The underlying cause of loss of consciousness already appeared to be appropriately reflected in current labeling.
The potential risk of liver toxicity had been previously identified in clinical trials and prior analyses of postmarketing information, and is reflected in current labeling.

The remaining adverse events identified in this review - bleeding, hyponatremia, falls, urinary retention/hesitancy, as well as medication errors - are discussed below.

Bleeding disorders: There were 170 unique postmarketing cases describing bleeding associated with Duloxetine therapy. While most bleeding was in the gastrointestinal tract, bleeding also was reported in the vascular system ( such as cerebral hemorrhage ), renal/urinary system, reproductive system ( such as vaginal bleeding ), respiratory system, ears, and eyes.
Bleeding ranged in severity from bruising to fatal gastrointestinal hemorrhage.
There were 6 cases of bleeding with death as an outcome; 4 of the deaths were considered unlikely to be related to Duloxetine, but in the remaining 2 cases a role of Duloxetine could not be excluded.
There were an additional 33 hospitalizations attributed to a bleeding event. In 12 of these cases, the patients were taking concomitant medications that may have increased the risk of bleeding, including Warfarin, Acid Acetylsalicylic, or other NSAIDs.
The 170 cases also included 1 case of platelet dysfunction, 9 cases of thrombocytopenia, and 5 cases of increased prothrombin time/international normalized ratio ( PT/INR ).
Serotonin plays an important role in the coagulation process and abnormal bleeding is an expected effect of drugs that interfere with serotonin reuptake.

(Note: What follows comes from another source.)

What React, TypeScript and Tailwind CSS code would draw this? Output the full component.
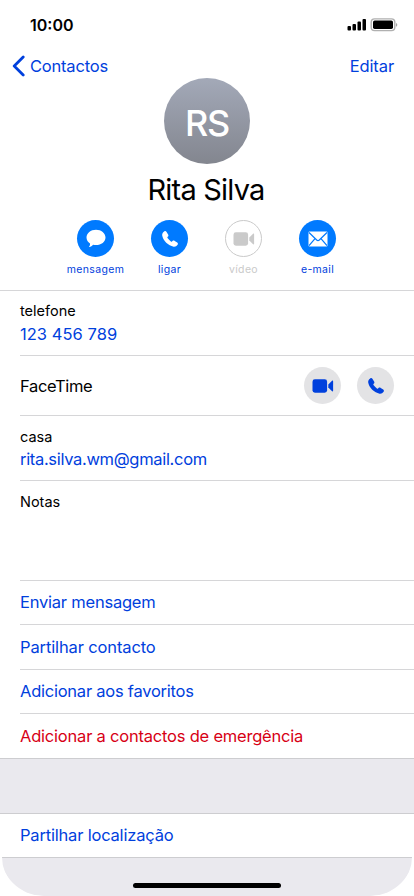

Hyponatremia: Eleven unique postmarketing cases of hyponatremia were identified during evaluation of reports related to fall and loss of consciousness. The patients had serum sodium levels in the range of 100-120 mmol/L.
Clinical manifestations of hyponatremia include: headache, difficulty concentrating, memory impairment, confusion, weakness, and unsteadiness, which may lead to falls, as well as hallucination, syncope, seizure, coma, respiratory arrest, and death in more severe and/or acute cases.

Urinary retention / hesitancy: There were 78 unique postmarketing cases of urinary retention / hesitancy associated with Duloxetine use.
Twenty-six of the 78 cases reported serious outcomes in 16 females and 10 males, with 8 of the females and 4 of the males described as having had a positive dechallenge.
These 26 cases included 9 hospitalizations with catheterization, 8 hospitalizations without catheterization, and 9 catheterizations without hospitalization.
Seven of the hospitalized patients had a primary or secondary diagnosis of urinary retention/hesitation.